Some background work has already been undertaken by Indian Government in this direction. The Recommendations on Electronic Medical Records Standards in India (PDF) (April 2013) have been issued. Similarly, Electronic Health Record (EHR) Standards for India were also released in August 2013 and approved by the Ministry of Health and Family Welfare, Government of India.  However, their implementation is still missing and they are not full fledged legal frameworks. We need to formulate dedicated techno legal frameworks regarding areas like e-health, telemedicine, etc.

Recently the AIIMS Bhubaneswar decided to launch electronic health card. Some other hospitals are already using telemedicine facilities. However, whether they are complying with techno legal requirements is still to be seen. Further, there is no transparency and accountability of such hospitals and clinics in the absence of a regulatory authority and appropriate law in this regard.

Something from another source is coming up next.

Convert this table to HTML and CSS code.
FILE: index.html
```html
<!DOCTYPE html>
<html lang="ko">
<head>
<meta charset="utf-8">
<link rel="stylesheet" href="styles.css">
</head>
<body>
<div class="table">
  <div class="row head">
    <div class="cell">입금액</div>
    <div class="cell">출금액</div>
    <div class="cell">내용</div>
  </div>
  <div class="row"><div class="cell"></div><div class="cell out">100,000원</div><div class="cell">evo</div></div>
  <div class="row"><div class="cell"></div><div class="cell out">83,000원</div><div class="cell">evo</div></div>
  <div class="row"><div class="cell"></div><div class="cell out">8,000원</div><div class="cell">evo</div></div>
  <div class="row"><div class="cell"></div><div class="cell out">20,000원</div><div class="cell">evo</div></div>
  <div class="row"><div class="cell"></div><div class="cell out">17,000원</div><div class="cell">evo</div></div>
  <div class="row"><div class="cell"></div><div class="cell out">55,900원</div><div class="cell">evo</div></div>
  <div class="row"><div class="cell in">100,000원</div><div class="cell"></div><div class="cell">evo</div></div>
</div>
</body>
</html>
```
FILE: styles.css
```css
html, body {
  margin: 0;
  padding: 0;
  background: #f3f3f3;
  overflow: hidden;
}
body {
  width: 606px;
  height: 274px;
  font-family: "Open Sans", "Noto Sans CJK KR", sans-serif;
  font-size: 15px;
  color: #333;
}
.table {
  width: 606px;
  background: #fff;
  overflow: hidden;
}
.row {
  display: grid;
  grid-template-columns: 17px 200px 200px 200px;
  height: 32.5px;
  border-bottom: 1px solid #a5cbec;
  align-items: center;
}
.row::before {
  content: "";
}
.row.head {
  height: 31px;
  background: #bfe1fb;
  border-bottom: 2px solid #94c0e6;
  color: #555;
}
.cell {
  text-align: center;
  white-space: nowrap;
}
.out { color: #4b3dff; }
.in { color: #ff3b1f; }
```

Now it has been reported that the Ministry of Health and Family Welfare is mulling to set up a central authority or agency to check compliance of standards in EHR ecosystem after due consultation with various stakeholders across the spectrum. According to health and family welfare secretary, Mr. Lov Verma “Ministry intends to set up a mechanism to monitor and evaluate implementation of and adherence to EHR standards and guidelines by various healthcare practitioners and vendors, thus we need to have an e-health authority which will be the regulator and which will see that EHR standards are being adhered to”. The Health and Family Welfare Ministry is also in the process of standardizing codification for health procedures in India and framing metadata and data standards (MDDS) for health sector, informed the secretary.

“MDDS will facilitate interoperability of e-governance applications by providing a common data information model for various stakeholders in the health system – national and state, public and private, to begin sharing meaningful information with each other in a timely manner.”

He further informed that a detailed project report (DPR) of a mission mode project (MMP) for application of information and communication technology (ICT) in health sector is also being prepared and the same will be submitted very shortly.

Prevalence of paper based record keeping system, inaccessibility of healthcare information to citizens and patients, absence of effective and transparent grievance redressal system, absence of e-referral system, data duplication due to issues in data collection and reporting, shortage of doctors and other healthcare specialists, lack of timely and inaccurate information and analytics tools for decision making together with improper utilization of existing technology in healthcare are certain major challenges being faced in India vis-à-vis health and IT, further highlighted the secretary.